Issuing by the ivory gate are dreams
Of glimmering illusion, fantasies,
But those that come through solid polished horn
May be borne out, if mortals only know them.

Another note flagged the appropriate page in Classical Myths in English Literature, so that I could follow his mapping of the phrases as it resonates in Chaucer and T.S. Eliot, two of his favorite writers whose works he would recite to me from memory. As you might expect, poets had received close attention, so much so that reading verse was a multicolored experience in red, blue, and sometimes green in addition to somber black. He was particularly attracted (or maybe I was, since knowing him through his poems was all that I had left) to poems that spoke directly, enigmatically to the reader. He had marked W. H. Auden’s “If I Could Tell You,” which begins: “Time will say nothing but I told you so,/Time only knows the price we have to pay;/If I could tell you I would let you know.” These lines could well serve as an epigram for a collection of the last 20 years of my father’s poetic life.

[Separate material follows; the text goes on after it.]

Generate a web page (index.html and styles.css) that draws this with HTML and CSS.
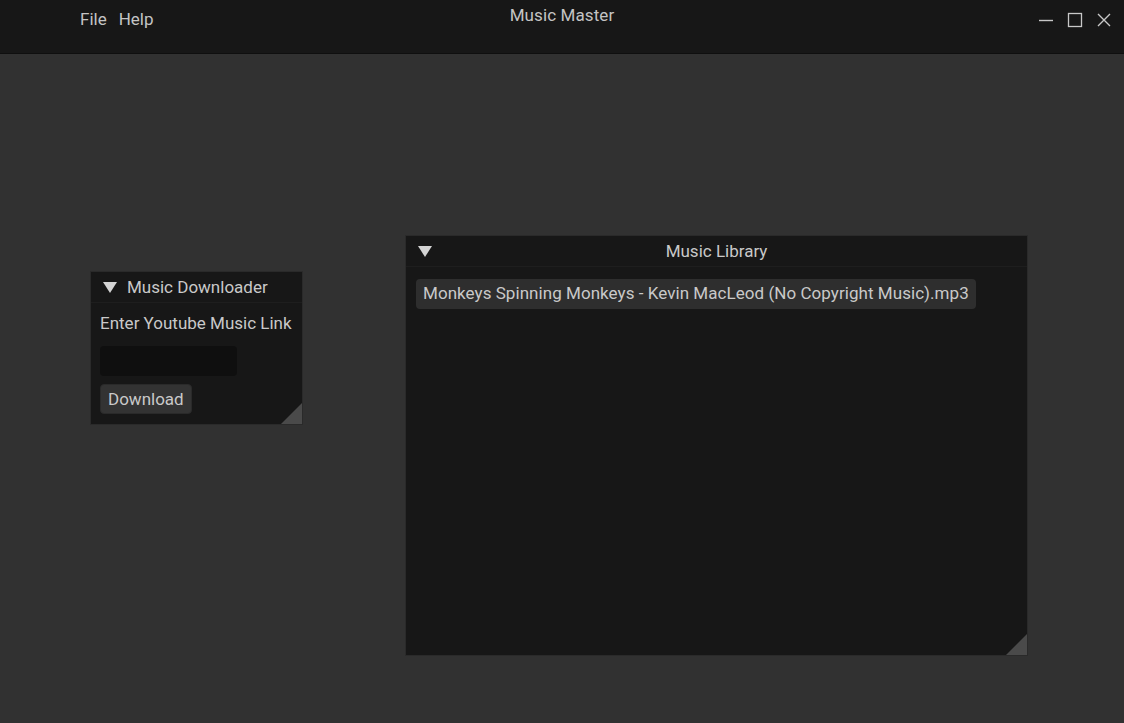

As his life began to fail, he sought solace in this community of writers. A note beckoned me to D.H. Lawrence (and I thought of the possibility that my parents had rejected of going to New Mexico, to the Ghost Ranch of Georgia O’Keeffe and Lawrence, instead of to graduate school at the University of Iowa in 1937): “Have you built your ship of death, oh have you?/Oh build your ship of death, for you will need it.” When Tony Kerrigan, his friend and fellow devotee of Albert’s Bar (an enthusiasm of the 1980s), died in 1991, Dad placed the obituary next to a portion of Jorge Luis Borges’ Labyrinths that Kerrigan had translated, highlighting the sentence “In the seventeenth century, humanity was cowed by a feeling of senescence.”

Dad was not so much cowed as frustrated by senescence. His markings became more scattered, even frantic during his last years as his mobility and his attention span declined. The bookmark of choice was the Post-it note, but anything that came to hand — fliers, envelopes, Kleenex or toilet paper — would suffice. To the very end, he was fascinated with concepts — a dictionary of science guided the eye to explanations of relativity or infinity — and, most of all, with words. He would prepare a pad of notes for my coming, and then peel off lists of words that brought back memories to him, and, he hoped, to me. I found one such page in a book, a kind of cruel paring of his expansive love for language to its essence: “aardvark, montage, collage.” I know my father well enough to feel certain that he would have chuckled at the juxtaposition of these three, and their placement in the work of his friend and Great Books lover, Otto Bird.

Time is a cruel master, these books told me. As though they had to. In my youth I saw my father’s careful approach to the creative work that was at the center of his profession: Poems went through countless revisions and his knowledge of formal requirements was as extensive as his reading in the traditions that used them. At the end he was rendered mute. But his poems transcend and for that I am grateful.

Maybe the life I led was particularly shaped by the poet’s vocation that surrounded me in my father’s study. My first recognition of the inevitability of his passing received voice through Dylan Thomas’s poem to his father. Dad, too, had marked “Do Not Go Gentle Into that Good Night,” more, I suspect, because it was a good poem with an unusual structure than because of its subject. Among the small blue volumes that he had brought back from England in 1933 I found a passage that, I think, brought him more solace. Milton reflecting on his blindness gave voice to sentiments that my father could read but not speak:

….God doth not need
Either man’s work or his own gifts; who best
Bear his mild yoke, they serve him best. His state
Is kingly. Thousands at his bidding speed.

And post o’er land and ocean without rest
They also serve who only stand and wait.